Recorded information:
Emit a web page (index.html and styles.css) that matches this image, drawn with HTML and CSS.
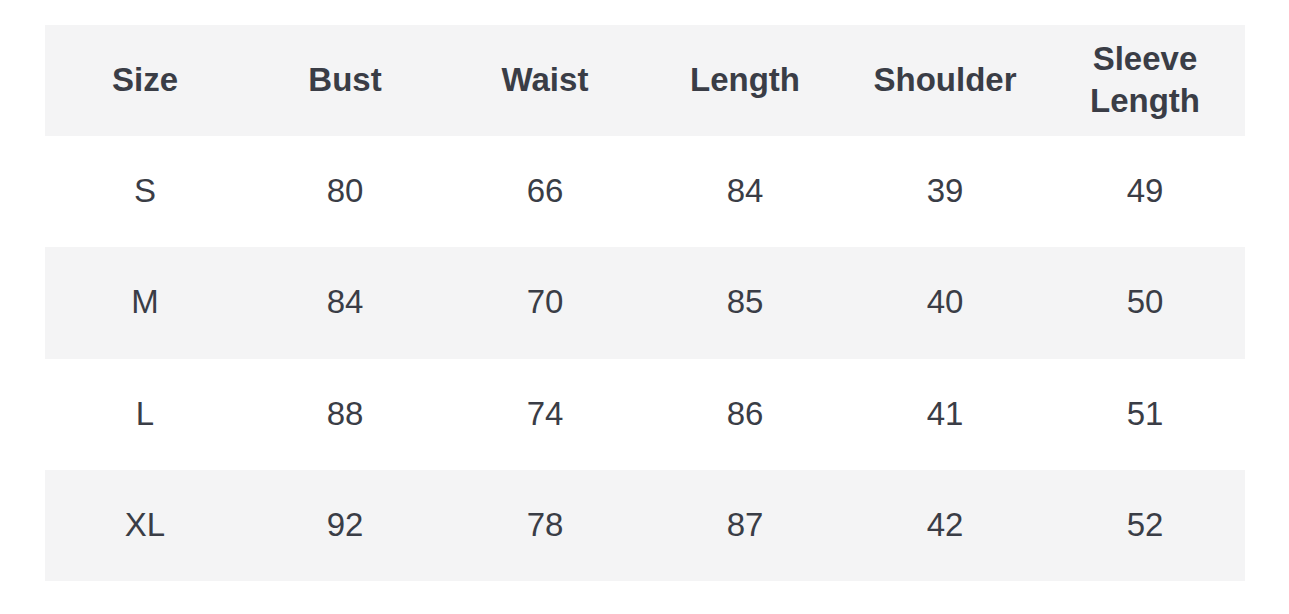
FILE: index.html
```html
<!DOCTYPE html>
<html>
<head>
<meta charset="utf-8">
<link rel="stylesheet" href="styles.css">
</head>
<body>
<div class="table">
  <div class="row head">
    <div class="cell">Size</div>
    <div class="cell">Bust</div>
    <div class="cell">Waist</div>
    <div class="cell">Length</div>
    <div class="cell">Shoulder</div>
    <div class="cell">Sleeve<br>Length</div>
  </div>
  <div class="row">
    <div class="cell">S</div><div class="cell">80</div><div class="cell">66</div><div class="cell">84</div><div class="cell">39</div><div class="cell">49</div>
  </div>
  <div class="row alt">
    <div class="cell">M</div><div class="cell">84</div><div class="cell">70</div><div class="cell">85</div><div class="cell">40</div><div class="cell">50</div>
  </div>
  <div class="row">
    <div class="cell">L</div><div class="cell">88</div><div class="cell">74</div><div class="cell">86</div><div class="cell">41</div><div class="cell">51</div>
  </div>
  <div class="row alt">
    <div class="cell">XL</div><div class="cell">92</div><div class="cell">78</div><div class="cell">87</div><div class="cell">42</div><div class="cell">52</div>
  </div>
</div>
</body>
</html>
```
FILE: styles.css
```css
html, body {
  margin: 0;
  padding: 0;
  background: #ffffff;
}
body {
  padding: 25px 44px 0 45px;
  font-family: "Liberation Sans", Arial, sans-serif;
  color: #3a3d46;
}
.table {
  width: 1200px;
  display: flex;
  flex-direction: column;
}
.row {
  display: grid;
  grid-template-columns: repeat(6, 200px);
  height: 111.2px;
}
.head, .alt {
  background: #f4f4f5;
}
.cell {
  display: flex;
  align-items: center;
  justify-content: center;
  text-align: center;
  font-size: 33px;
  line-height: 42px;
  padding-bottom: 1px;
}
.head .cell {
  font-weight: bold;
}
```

Stated task: Print the complete listing exactly as it stands, without its pictures.

Result:
Emit a web page (index.html and styles.css) that matches this image, drawn with HTML and CSS.
FILE: index.html
```html
<!DOCTYPE html>
<html>
<head>
<meta charset="utf-8">
<link rel="stylesheet" href="styles.css">
</head>
<body>
<div class="table">
  <div class="row head">
    <div class="cell">Size</div>
    <div class="cell">Bust</div>
    <div class="cell">Waist</div>
    <div class="cell">Length</div>
    <div class="cell">Shoulder</div>
    <div class="cell">Sleeve<br>Length</div>
  </div>
  <div class="row">
    <div class="cell">S</div><div class="cell">80</div><div class="cell">66</div><div class="cell">84</div><div class="cell">39</div><div class="cell">49</div>
  </div>
  <div class="row alt">
    <div class="cell">M</div><div class="cell">84</div><div class="cell">70</div><div class="cell">85</div><div class="cell">40</div><div class="cell">50</div>
  </div>
  <div class="row">
    <div class="cell">L</div><div class="cell">88</div><div class="cell">74</div><div class="cell">86</div><div class="cell">41</div><div class="cell">51</div>
  </div>
  <div class="row alt">
    <div class="cell">XL</div><div class="cell">92</div><div class="cell">78</div><div class="cell">87</div><div class="cell">42</div><div class="cell">52</div>
  </div>
</div>
</body>
</html>
```
FILE: styles.css
```css
html, body {
  margin: 0;
  padding: 0;
  background: #ffffff;
}
body {
  padding: 25px 44px 0 45px;
  font-family: "Liberation Sans", Arial, sans-serif;
  color: #3a3d46;
}
.table {
  width: 1200px;
  display: flex;
  flex-direction: column;
}
.row {
  display: grid;
  grid-template-columns: repeat(6, 200px);
  height: 111.2px;
}
.head, .alt {
  background: #f4f4f5;
}
.cell {
  display: flex;
  align-items: center;
  justify-content: center;
  text-align: center;
  font-size: 33px;
  line-height: 42px;
  padding-bottom: 1px;
}
.head .cell {
  font-weight: bold;
}
```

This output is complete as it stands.